Joseph A. Boromé, "Purvis, Robert," American National Biography Online, February 2000, http://www.anb.org/articles/15/15-00559.html.
Robert Purvis, Civil War (American National Biography)
Scholarship
Purvis welcomed armed conflict to end slavery, but after the Civil War began, he criticized the race-related policies of President Abraham Lincoln, particularly his proposal to deport and colonize freed slaves. He grew to trust the Lincoln administration, however, and took heart from Attorney General Edward Bates's declaration that he believed blacks were citizens, the Dred Scott decision notwithstanding. After the official release of the Emancipation Proclamation, Purvis admitted freely that he was "proud to be an American citizen." When the government began recruiting black troops in 1863, he urged black volunteers to enlist at Camp William Penn near Philadelphia. Joining with others to organize the Pennsylvania Equal Rights League in 1864, he rejoiced at the passage of the Fourteenth and Fifteenth amendments, although he remained a disappointed yet steadfast proponent of woman suffrage.

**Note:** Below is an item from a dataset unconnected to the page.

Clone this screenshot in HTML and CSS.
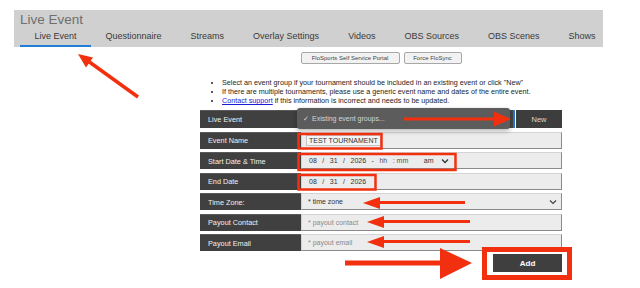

Joseph A. Boromé, "Purvis, Robert," American National Biography Online, February 2000, http://www.anb.org/articles/15/15-00559.html.

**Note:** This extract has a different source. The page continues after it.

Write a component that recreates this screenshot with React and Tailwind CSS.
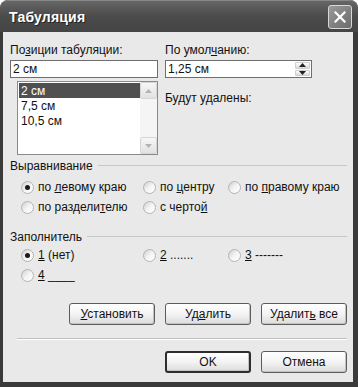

Robert Purvis, Reconstruction (American National Biography)
Scholarship
Greatly respected in the postwar era, Purvis refused an 1867 bid to head the Freedmen's Bureau but served as a commissioner in Washington, D.C., of the Republican-sponsored Freedmen's Savings Bank (1874-1880). After returning to Philadelphia, he dedicated himself, as an elder statesman of abolitionism, to the defeat of slavery's "twin relic of barbarism, prejudice against color." He supported municipal reform and independent political action to battle race discrimination in city employment, to ameliorate the economic plight of black workers, and to shore up civil rights. In 1881 he backed for mayor reform Democrat Samuel G. King, who after election appointed four black policemen. In 1884, ignoring mounting Republican displeasure because he did not adhere to the party that had freed the slaves, Purvis flirted with the Greenback party. Dissatisfied with the 1887 state civil rights law, he lobbied for more inclusive legislation.